新视野大学英语2读写教程课文原文unit 3 Marriage Across the Nations
Please listen to a short passage carefully and prepare to answer some questions.
Listen to the tape again. Then answer the following questions with your own experiences.
1) For what two reasons did Gail and Mark live together?
2) How did Gail's father and mother react to the news about the wedding plans?
3) In what ways are Gail's and her father's views different?
Marriage Across the Nations
Gail and I imagined a quiet wedding. During our two years together we had experienced the usual ups and downs of a couple learning to know, understand, and respect each other. But through it all we had honestly confronted the weaknesses and strengths of each other's characters.
Our racial and cultural differences enhanced our relationship and taught us a great deal about tolerance, compromise, and being open with each other. Gail sometimes wondered why I and other blacks were so involved with the racial issue, and I was surprised that she seemed to forget the subtler forms of racial hatred in American society.
Gail and I had no illusions about what the future held for us as a married, mixed couple in America. The continual source of our strength was our mutual trust and respect.
We wanted to avoid the mistake made by many couples of marrying for the wrong reasons, and only finding out ten, twenty, or thirty years later that they were incompatible, that they hardly took the time to know each other, that they overlooked serious personality conflicts in the expectation that marriage was an automatic way to make everything work out right. That point was emphasized by the fact that Gail's parents, after thirty-five years of marriage, were going through a bitter and painful divorce, which had destroyed Gail and for a time had a negative effect on our budding relationship.
When Gail spread the news of our wedding plans to her family she met with some resistance. Her mother, Deborah, all along had been supportive of our relationship, and even joked about when we were going to get married so she could have grandchildren. Instead of congratulations upon hearing our news, Deborah counseled Gail to be really sure she was doing the right thing.
"So it was all right for me to date him, but it's wrong for me to marry him. Is his color the problem, Mom?" Gail subsequently told me she had asked her mother.

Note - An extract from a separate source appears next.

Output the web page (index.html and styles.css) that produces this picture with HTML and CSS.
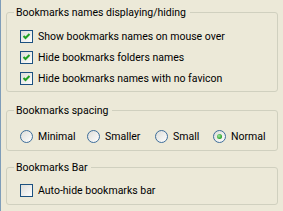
FILE: index.html
```html
<!DOCTYPE html>
<html lang="en">
<head>
    <meta charset="UTF-8">
    <title>Bookmarks options</title>
    <link rel="stylesheet" href="styles.css">
</head>
<body>
    <svg class="defs" width="0" height="0" aria-hidden="true">
        <defs>
            <linearGradient id="boxFill" x1="0" y1="0" x2="1" y2="1">
                <stop offset="0" stop-color="#dcdcd7"/>
                <stop offset="1" stop-color="#ffffff"/>
            </linearGradient>
            <radialGradient id="dotFill" cx="0.4" cy="0.4" r="0.6">
                <stop offset="0" stop-color="#a6e6a6"/>
                <stop offset="1" stop-color="#21a121"/>
            </radialGradient>
        </defs>
    </svg>

    <div class="page">
        <fieldset class="group">
            <legend>Bookmarks names displaying/hiding</legend>
            <div class="opts">
                <label class="opt">
                    <svg class="ctl" viewBox="0 0 13 13"><rect x="0.5" y="0.5" width="12" height="12" fill="url(#boxFill)" stroke="#1c5180"/><polyline points="3.5,6 5.5,8 9.5,4" fill="none" stroke="#21a121" stroke-width="2"/></svg>
                    <span>Show bookmarks names on mouse over</span>
                </label>
                <label class="opt">
                    <svg class="ctl" viewBox="0 0 13 13"><rect x="0.5" y="0.5" width="12" height="12" fill="url(#boxFill)" stroke="#1c5180"/><polyline points="3.5,6 5.5,8 9.5,4" fill="none" stroke="#21a121" stroke-width="2"/></svg>
                    <span>Hide bookmarks folders names</span>
                </label>
                <label class="opt">
                    <svg class="ctl" viewBox="0 0 13 13"><rect x="0.5" y="0.5" width="12" height="12" fill="url(#boxFill)" stroke="#1c5180"/><polyline points="3.5,6 5.5,8 9.5,4" fill="none" stroke="#21a121" stroke-width="2"/></svg>
                    <span>Hide bookmarks names with no favicon</span>
                </label>
            </div>
        </fieldset>

        <fieldset class="group spacing">
            <legend>Bookmarks spacing</legend>
            <div class="opts radios">
                <label class="opt">
                    <svg class="ctl" viewBox="0 0 13 13"><circle cx="6.5" cy="6.5" r="6" fill="url(#boxFill)" stroke="#3d6d99"/></svg>
                    <span>Minimal</span>
                </label>
                <label class="opt">
                    <svg class="ctl" viewBox="0 0 13 13"><circle cx="6.5" cy="6.5" r="6" fill="url(#boxFill)" stroke="#3d6d99"/></svg>
                    <span>Smaller</span>
                </label>
                <label class="opt">
                    <svg class="ctl" viewBox="0 0 13 13"><circle cx="6.5" cy="6.5" r="6" fill="url(#boxFill)" stroke="#3d6d99"/></svg>
                    <span>Small</span>
                </label>
                <label class="opt">
                    <svg class="ctl" viewBox="0 0 13 13"><circle cx="6.5" cy="6.5" r="6" fill="url(#boxFill)" stroke="#3d6d99"/><circle cx="6.5" cy="6.5" r="2.5" fill="url(#dotFill)"/></svg>
                    <span>Normal</span>
                </label>
            </div>
        </fieldset>

        <fieldset class="group bar">
            <legend>Bookmarks Bar</legend>
            <div class="opts">
                <label class="opt">
                    <svg class="ctl" viewBox="0 0 13 13"><rect x="0.5" y="0.5" width="12" height="12" fill="url(#boxFill)" stroke="#1c5180"/></svg>
                    <span>Auto-hide bookmarks bar</span>
                </label>
            </div>
        </fieldset>
    </div>
</body>
</html>
```

FILE: styles.css
```css
html, body {
    margin: 0;
    height: 100%;
}

body {
    background-color: #ece9d8;
    color: #000;
    font-family: Roboto, "Liberation Sans", Arial, sans-serif;
    font-size: 10.5px;
    overflow: hidden;
}

.defs {
    position: absolute;
    width: 0;
    height: 0;
}

.page {
    box-sizing: border-box;
    height: 100%;
    border-left: 1px solid #7f9db9;
    padding: 6px 5px 0 5px;
}

.group {
    margin: 0;
    border: 1px solid #d0d0bf;
    border-radius: 3px;
    padding: 7px 7px 2px;
}

.group legend {
    padding: 0 4px 0 2px;
    line-height: 13px;
}

.spacing {
    margin-top: 12px;
    padding-top: 9px;
    padding-bottom: 3px;
}

.bar {
    margin-top: 10px;
    padding-top: 6px;
    padding-bottom: 3px;
}

.opts {
    padding-left: 6px;
}

.opt {
    display: flex;
    align-items: center;
    gap: 5px;
    height: 21px;
}

.ctl {
    width: 13px;
    height: 13px;
    flex: none;
}

.radios {
    display: grid;
    grid-template-columns: 67px 68px 58px auto;
}
```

"To start with I must admit that at first I harbored reservations about a mixed marriage, prejudices you might even call them. But when I met Mark I found him a charming and intelligent young guy. Any mother would be proud to have him for a son-in-law. So, color has nothing to do with it. Yes, my friends talk. Some even express shock at what you're doing. But they live in a different world. So you see, Mark's color is not the problem. My biggest worry is that you may be marrying Mark for the same wrong reasons that I married your father. When we met I saw him as my beloved, intelligent, charming, and caring. It was all so new, all so exciting, and we both thought, on the surface at least, that ours was an ideal marriage with every indication that it would last forever. I realized only later that I didn't know my beloved, your father, very well when we married."

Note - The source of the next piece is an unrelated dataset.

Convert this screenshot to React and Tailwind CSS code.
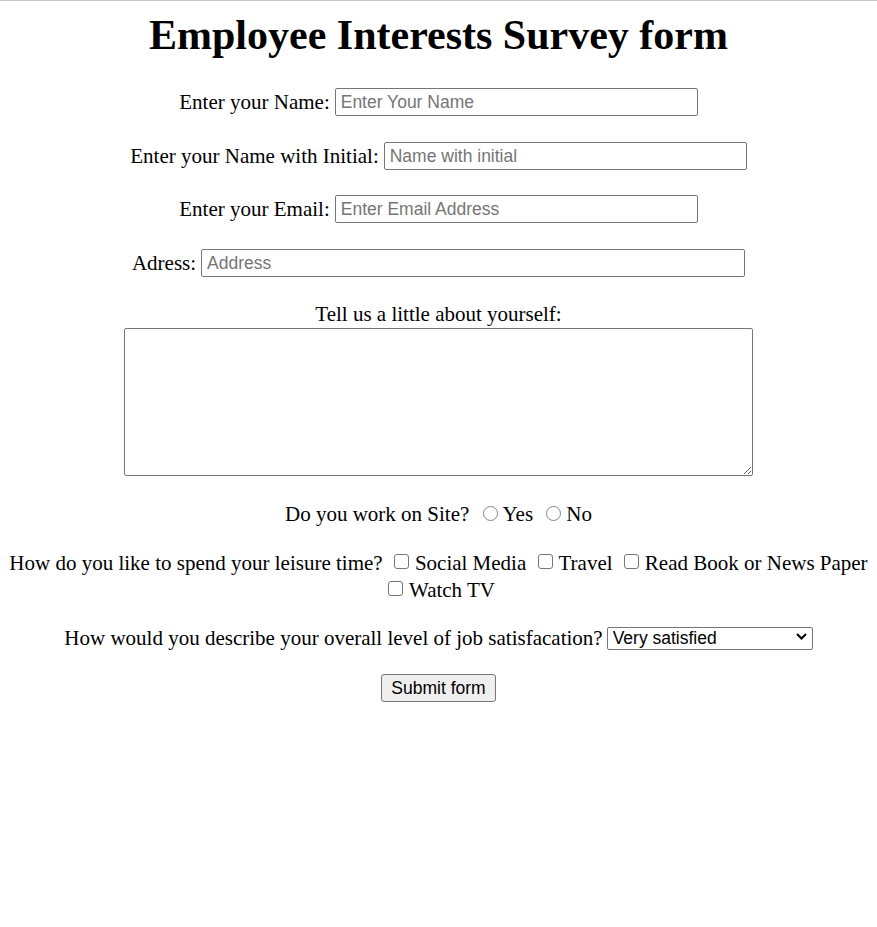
import React from "react";

const Radio = () => (
  <span className="inline-block w-[15px] h-[15px] rounded-full border-[1.5px] border-[#858585] bg-white ml-[8px] mr-[5px]" />
);

const Check = () => (
  <span className="inline-block w-[15px] h-[15px] rounded-[3px] border-[1.5px] border-[#767676] bg-white ml-[6px] mr-[6px] mb-[1px]" />
);

const inputCls =
  "h-[28px] border border-[#767676] rounded-[2px] px-[5px] bg-white text-[17.5px] font-['Liberation_Sans',Arial,sans-serif] placeholder:text-[#757575] outline-none";

export default function App() {
  return (
    <div className="min-h-[927px] bg-white border-t border-[#c4c4c4] text-black text-[21px] leading-[24px] font-['Liberation_Serif','Times_New_Roman',serif]">
      <h1 className="pt-[10px] text-center text-[42px] leading-[48px] font-bold">
        Employee Interests Survey form
      </h1>

      <form className="flex flex-col items-center">
        <div className="mt-[29px] flex items-center gap-[5px]">
          <label>Enter your Name:</label>
          <input className={`${inputCls} w-[363px]`} placeholder="Enter Your Name" />
        </div>

        <div className="mt-[26px] flex items-center gap-[5px]">
          <label>Enter your Name with Initial:</label>
          <input className={`${inputCls} w-[363px]`} placeholder="Name with initial" />
        </div>

        <div className="mt-[25px] flex items-center gap-[5px]">
          <label>Enter your Email:</label>
          <input className={`${inputCls} w-[363px]`} placeholder="Enter Email Address" />
        </div>

        <div className="mt-[26px] flex items-center gap-[5px]">
          <label>Adress:</label>
          <input className={`${inputCls} w-[544px]`} placeholder="Address" />
        </div>

        <div className="mt-[25px]">Tell us a little about yourself:</div>
        <textarea className="mt-[2px] w-[629px] h-[148px] border border-[#767676] rounded-[2px] bg-white outline-none" />

        <div className="mt-[26px] text-center">
          Do you work on Site? <Radio />Yes <Radio />No
        </div>

        <div className="mt-[24px] leading-[27px] text-center">
          <div>
            How do you like to spend your leisure time? <Check />Social Media <Check />Travel <Check />Read Book or News Paper
          </div>
          <div>
            <Check />Watch TV
          </div>
        </div>

        <div className="mt-[21px] flex items-center gap-[4px]">
          <label>How would you describe your overall level of job satisfacation?</label>
          <div className="relative">
            <select className="appearance-none w-[206px] h-[23px] border border-[#767676] rounded-[2px] bg-white pl-[5px] text-[17.5px] leading-[21px] font-['Liberation_Sans',Arial,sans-serif] outline-none">
              <option>Very satisfied</option>
              <option>Satisfied</option>
              <option>Neutral</option>
              <option>Unsatisfied</option>
              <option>Very unsatisfied</option>
            </select>
            <svg
              className="absolute right-[6px] top-[8px] pointer-events-none"
              width="11"
              height="7"
              viewBox="0 0 11 7"
              fill="none"
              stroke="#000"
              strokeWidth="2"
            >
              <polyline points="1,1 5.5,5.5 10,1" />
            </svg>
          </div>
        </div>

        <button
          type="button"
          className="mt-[24px] w-[115px] h-[28px] border border-[#767676] rounded-[3px] bg-[#efefef] text-[17.5px] font-['Liberation_Sans',Arial,sans-serif]"
        >
          Submit form
        </button>
      </form>
    </div>
  );
}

"But Mark and I have been together more than two years," Gail railed. "We've been through so much together. We've seen each other at our worst many times. I'm sure that time will only confirm what we feel deeply about each other."
"You may be right. But I still think that waiting won't hurt. You're only twenty-five."
Gail's father, David, whom I had not yet met personally, approached our decision with a father-knows-best attitude. He basically asked the same questions as Gail's mother: "Why the haste? Who is this Mark? What's his citizenship status?" And when he learned of my problems with the Citizenship department, he immediately suspected that I was marrying his daughter in order to remain in the United States.
"But Dad, that's harsh," Gail said.
"Then why the rush? Buy time, buy time," he remarked repeatedly.
"Mark has had problems with citizenship before and has always taken care of them himself," Gail defended." In fact, he made it very clear when we were discussing marriage that if I had any doubts about anything, I should not hesitate to cancel our plans."
Her father proceeded to quote statistics showing that mixed couples had higher divorce rates than couples of the same race and gave examples of mixed couples he had counseled who were having marital difficulties.
"Have you thought about the hardships your children would go through?" he asked.
"Dad, are you a racist?"
"No, of course not. But you have to be realistic."
"Maybe our children will have some problems, but whose children don't? But one thing they'll always have: our love and devotion."
"That's idealistic. People can be very cruel toward children from mixed marriages."
"Dad, we'll worry about that when the time comes. If we had to resolve all doubt before we acted, very little would ever get done."
"Remember, it's never too late to change your mind."